Tuesday, 26 July 2016
CHARACTER & FRIENDSHIP
'Character is like style: that some artists have a distinct style doesn't mean that we predict what the works they produce in the future will be like. Once they are produced, however, we will recognize that they were made by the same hand and perhaps delight in seeing how a particular style is manifested in a distinct and, for that reason, engaging work. Just so, one of the great pleasures of friendship is recognizing our friends' character in all sorts of new situations and actions that, although we could never have predicted them, make perfect sense once they have been performed.'
Alexander Nehamas, On Friendship, p.151.
Monday, 25 July 2016
FRIENDSHIP
'Friendship, like very kind of love, requires more than an appreciation of what we already know our friends to be. It also makes, as I said, a commitment to the future. Saying "You are my friend" or, more generally, "I love you," it is not only an expression of how I feel at the present moment. It is also, and crucially, a promise that my feelings will last longer than this present moment and an expression of my sense that our place in each other's life will in some way make life for both of us better than it would be otherwise.
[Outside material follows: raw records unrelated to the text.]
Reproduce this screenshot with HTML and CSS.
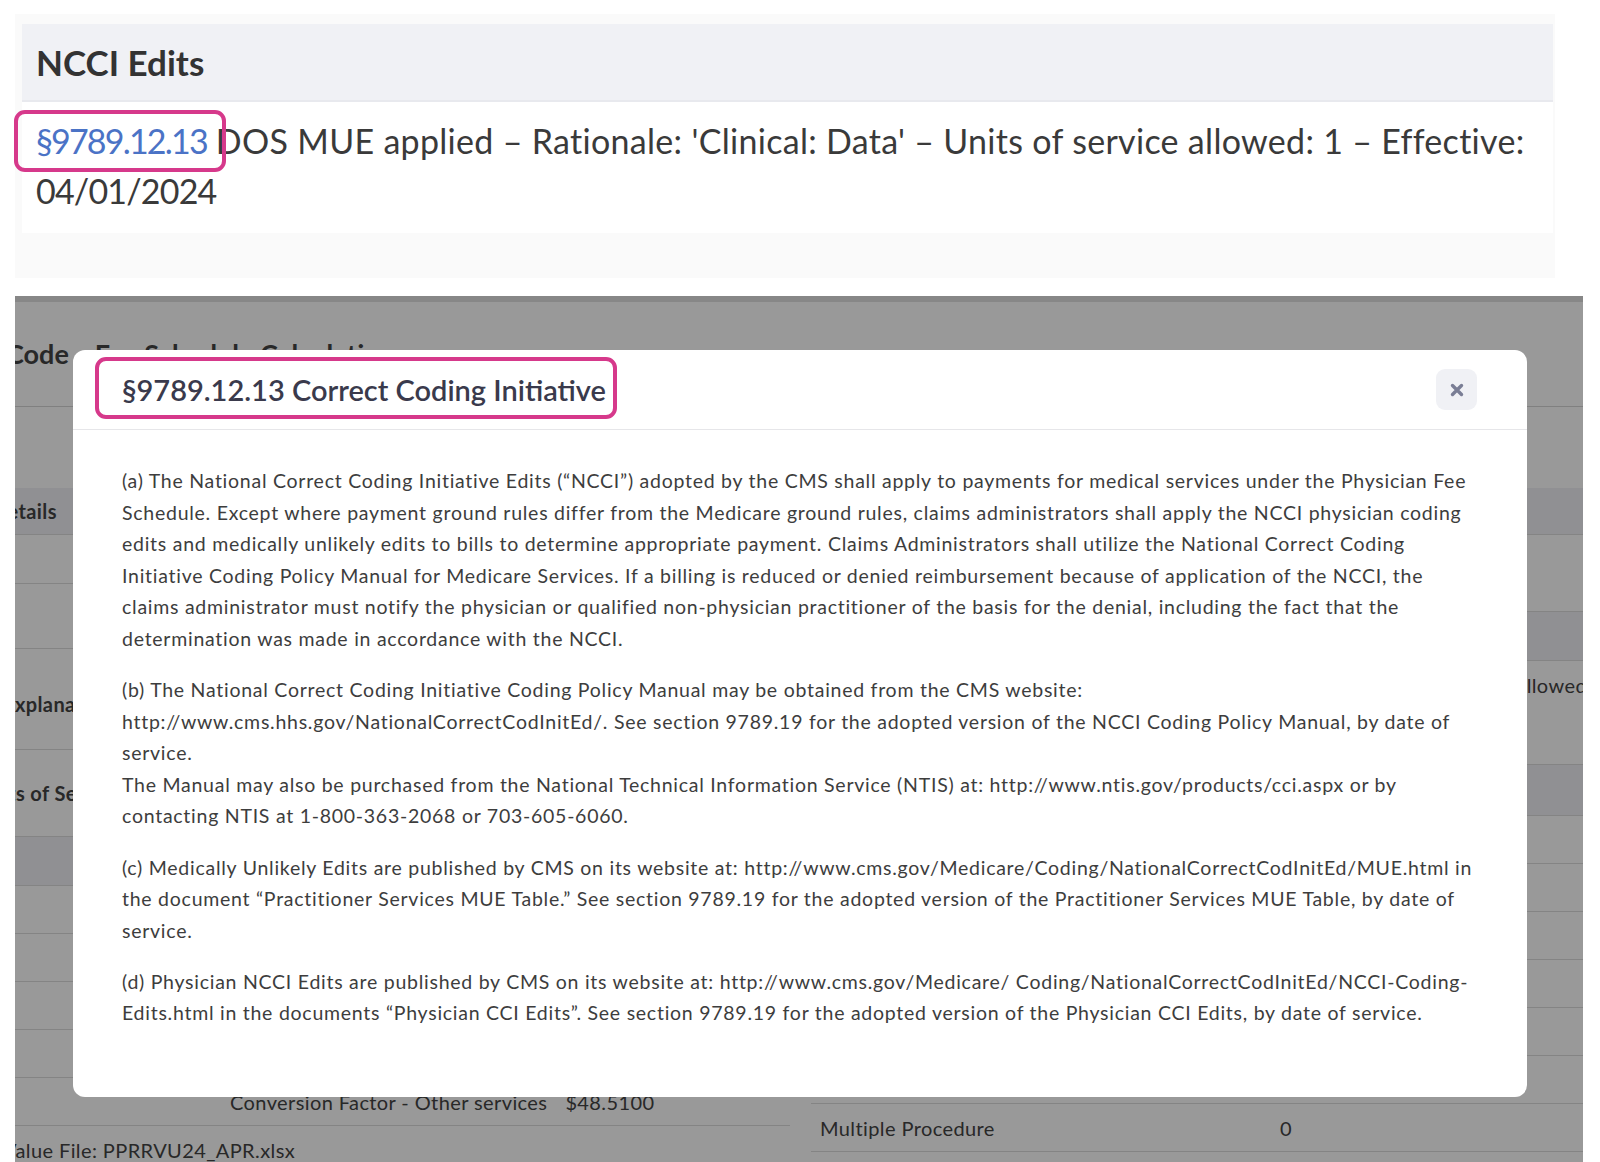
FILE: index.html
```html
<!DOCTYPE html>
<html lang="en">
<head>
<meta charset="UTF-8" />
<meta name="viewport" content="width=device-width, initial-scale=1.0" />
<title>NCCI Edits</title>
<link rel="stylesheet" href="styles.css">
</head>
<body>

<!-- edits panel from the line detail -->
<section class="ncci">
  <div class="ncci-card">
    <h2 class="ncci-title">NCCI Edits</h2>
    <p class="ncci-rule"><a class="ref mark" href="#">§9789.12.13</a> DOS MUE applied – Rationale: 'Clinical: Data' – Units of service allowed: 1 – Effective: <span class="date">04/01/2024</span></p>
  </div>
</section>

<!-- fee schedule screen with the regulation dialog open -->
<section class="screen">
  <div class="page">
    <div class="page-top"></div>
    <div class="tabs">
      <span class="tab">Code</span>
      <span class="tab">Fee Schedule Calculations</span>
    </div>
    <div class="cols">
      <div class="col">
        <div class="row band"><b class="cut-de">Details</b></div>
        <div class="row h49"></div>
        <div class="row h65"></div>
        <div class="row h101"><b class="cut-e">Explanation</b></div>
        <div class="row h87"><b class="cut-units">Units of Service</b></div>
        <div class="row band h49"></div>
        <div class="row"></div>
        <div class="row"></div>
        <div class="row"></div>
        <div class="row"></div>
        <div class="row calc"><span class="calc-label">Conversion Factor - Other services</span><span>$48.5100</span></div>
        <div class="row"><span class="cut-v">Value File: PPRRVU24_APR.xlsx</span></div>
      </div>
      <div class="col">
        <div class="row band"></div>
        <div class="row h77"></div>
        <div class="row band h49"></div>
        <div class="row h104 top"><span class="push">Allowed</span></div>
        <div class="row band h51"></div>
        <div class="row"></div>
        <div class="row"></div>
        <div class="row"></div>
        <div class="row"></div>
        <div class="row"></div>
        <div class="row"></div>
        <div class="row pair"><span class="pair-label">Multiple Procedure</span><span>0</span></div>
      </div>
    </div>
  </div>

  <div class="backdrop"></div>

  <div class="modal">
    <div class="modal-head">
      <h3 class="modal-title mark">§9789.12.13 Correct Coding Initiative</h3>
      <button class="close" type="button">
        <svg width="14" height="14" viewBox="0 0 14 14"><path d="M2.5 2.5l9 9M11.5 2.5l-9 9" stroke="#7a7e95" stroke-width="3.4" stroke-linecap="round"/></svg>
      </button>
    </div>
    <div class="modal-body">
      <p>(a) The National Correct Coding Initiative Edits (“NCCI”) adopted by the CMS shall apply to payments for medical services under the Physician Fee Schedule. Except where payment ground rules differ from the Medicare ground rules, claims administrators shall apply the NCCI physician coding edits and medically unlikely edits to bills to determine appropriate payment. Claims Administrators shall utilize the National Correct Coding Initiative Coding Policy Manual for Medicare Services. If a billing is reduced or denied reimbursement because of application of the NCCI, the claims administrator must notify the physician or qualified non-physician practitioner of the basis for the denial, including the fact that the determination was made in accordance with the NCCI.</p>
      <p>(b) The National Correct Coding Initiative Coding Policy Manual may be obtained from the CMS website: http://www.cms.hhs.gov/NationalCorrectCodInitEd/. See section 9789.19 for the adopted version of the NCCI Coding Policy Manual, by date of service.<br>The Manual may also be purchased from the National Technical Information Service (NTIS) at: http://www.ntis.gov/products/cci.aspx or by contacting NTIS at 1-800-363-2068 or 703-605-6060.</p>
      <p>(c) Medically Unlikely Edits are published by CMS on its website at: http://www.cms.gov/Medicare/Coding/NationalCorrectCodInitEd/MUE.html in the document “Practitioner Services MUE Table.” See section 9789.19 for the adopted version of the Practitioner Services MUE Table, by date of service.</p>
      <p>(d) Physician NCCI Edits are published by CMS on its website at: http://www.cms.gov/Medicare/ Coding/NationalCorrectCodInitEd/NCCI-Coding-Edits.html in the documents “Physician CCI Edits”. See section 9789.19 for the adopted version of the Physician CCI Edits, by date of service.</p>
    </div>
  </div>
</section>

</body>
</html>
```

FILE: styles.css
```css
* { box-sizing: border-box; }
html, body { margin: 0; height: 1162px; overflow: hidden; }
body { background: #fff; font-family: Lato, "Open Sans", Arial, sans-serif; color: #333; }

/* pink outline used to call out the section number */
.mark { position: relative; }
.mark::after { content: ""; position: absolute; border: 4px solid #d6398b; border-radius: 11px; pointer-events: none; }

/* NCCI edits panel */
.ncci { margin: 14px 0 0 15px; width: 1540px; padding: 10px 2px 45px 7px; background: #fafafa; }
.ncci-card { background: #fff; }
.ncci-title { margin: 0; height: 78px; padding: 0 14px; display: flex; align-items: center; background: #f0f1f5; border-bottom: 2px solid #e8e9ee; font-size: 35px; font-weight: 700; color: #333; }
.ncci-rule { margin: 0; height: 131px; padding: 14px 14px 0; font-size: 34px; line-height: 50px; letter-spacing: 0.3px; color: #3a3a3a; }
.ref { color: #4b73c6; text-decoration: none; letter-spacing: -1.8px; }
.ref.mark::after { left: -22px; right: -19px; top: -10px; bottom: -11px; }
.date { letter-spacing: -0.8px; }

/* dimmed fee schedule screen */
.screen { position: relative; margin: 18px 0 0 15px; width: 1568px; height: 866px; overflow: hidden; background: #fff; }
.page { font-size: 20px; letter-spacing: 0.4px; color: #444; }
.page-top { height: 6px; background: #e2e2e2; }
.tabs { display: flex; gap: 26px; height: 105px; padding-top: 35px; margin-left: -9px; border-bottom: 1px solid #d6d6d6; }
.tab { font-size: 27px; font-weight: 700; letter-spacing: 0; }
.cols { display: grid; grid-template-columns: 775px 772px; column-gap: 21px; padding-top: 81px; }
.row { height: 48px; display: flex; align-items: center; border-bottom: 1px solid #dcdcdc; }
.band { height: 47px; background: #f0f1f5; }
.row b { font-weight: 700; }
.h49 { height: 49px; }
.h51 { height: 51px; }
.h65 { height: 65px; }
.h77 { height: 77px; }
.h87 { height: 87px; }
.h101 { height: 101px; padding-top: 10px; }
.h104 { height: 104px; }
.top { align-items: flex-start; padding-top: 12px; }
.cut-de { margin-left: -23px; }
.cut-e { margin-left: -12px; }
.cut-units { margin-left: -39px; }
.cut-v { margin-left: -12px; }
.push { margin-left: auto; margin-right: -4px; }
.calc { padding-left: 215px; gap: 18px; }
.pair { padding-left: 9px; }
.pair-label { width: 460px; }

.backdrop { position: absolute; inset: 0; background: rgba(0,0,0,.4); }

/* regulation dialog */
.modal { position: absolute; left: 58px; top: 54px; width: 1454px; background: #fff; border-radius: 12px; }
.modal-head { height: 80px; display: flex; align-items: center; justify-content: space-between; padding: 0 50px 0 49px; border-bottom: 1px solid #e6e6e9; }
.modal-title { margin: 0; font-size: 29px; font-weight: 600; color: #3a3a4c; }
.modal-title.mark::after { left: -27px; right: -11px; top: -15px; bottom: -12px; }
.close { width: 41px; height: 41px; border: 0; border-radius: 9px; background: #f0f1f5; display: flex; align-items: center; justify-content: center; padding: 0; }
.modal-body { padding: 35px 49px 48px 49px; font-size: 19.5px; line-height: 31.6px; letter-spacing: 0.74px; color: #3d3d3d; }
.modal-body p { margin: 0 0 19.5px; }
```
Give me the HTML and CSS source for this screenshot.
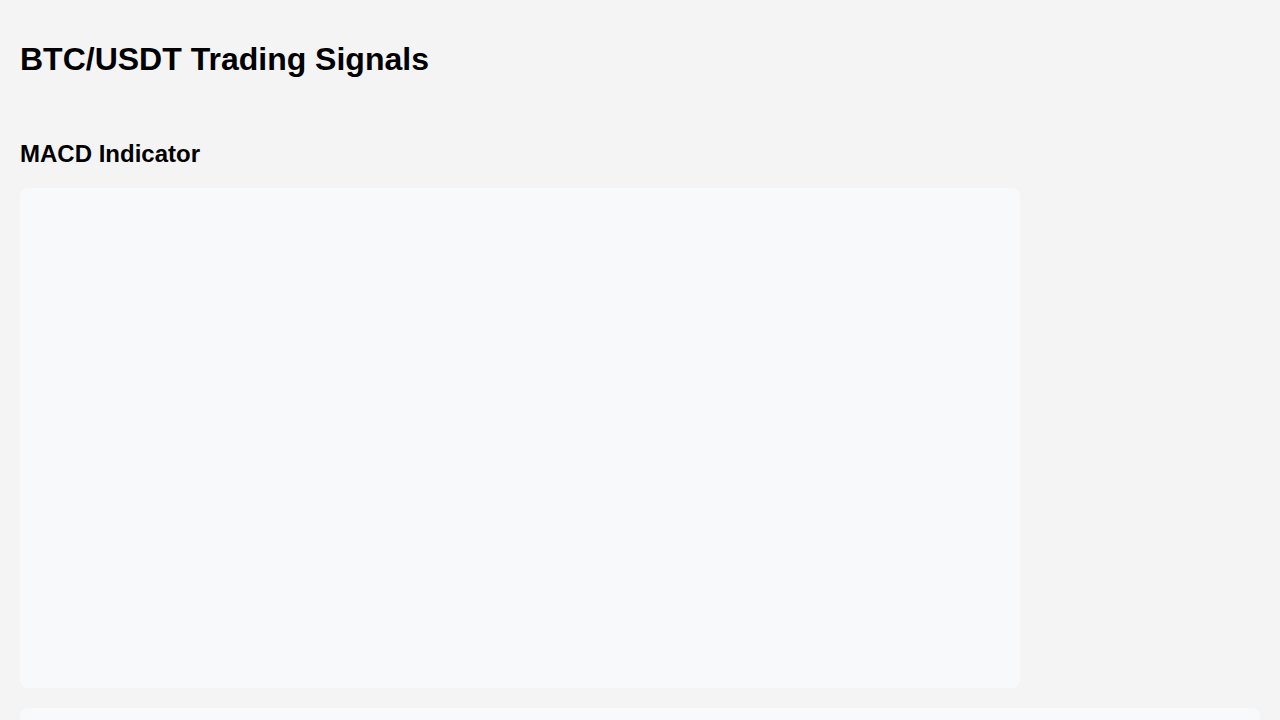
FILE: index.html
```html
<!DOCTYPE html>
<html lang="en">
<head>
<meta charset="utf-8">
<title>BTC/USDT Trading Signals</title>
<link rel="stylesheet" href="styles.css">
</head>
<body>
<header class="page-header">
  <h1 class="title">BTC/USDT Trading Signals</h1>
</header>
<main class="content">
  <section class="indicator">
    <h2 class="indicator-title">MACD Indicator</h2>
    <div class="chart"></div>
  </section>
  <section class="panel"></section>
</main>
</body>
</html>
```
FILE: styles.css
```css
html, body {
  margin: 0;
}
body {
  padding: 20px;
  background: #f4f4f4;
  font-family: "Liberation Sans", Arial, sans-serif;
  color: #000;
}
.title {
  font-size: 32px;
  font-weight: bold;
  margin: 21.44px 0;
}
.content {
  padding-top: 20px;
  display: flex;
  flex-direction: column;
  gap: 20px;
}
.indicator-title {
  font-size: 24px;
  font-weight: bold;
  margin: 19.92px 0;
}
.chart {
  width: 1000px;
  height: 500px;
  background: #f8f9fa;
  border-radius: 8px;
}
.panel {
  height: 300px;
  background: #f8f9fa;
  border-radius: 8px;
}
```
Our friendship reflects not only what we already found attractive about each other (think how little we may know about each other some people when we make such a commitment) but also on the sense that other things about us, things we don't know yet - even things that may come into existence only because of our friendship - will seem attractive to us as we come to know each other better: "Love is not an end but a process through which one person attempts to know another."'
Alexander Nehamas, On Friendship, p.134.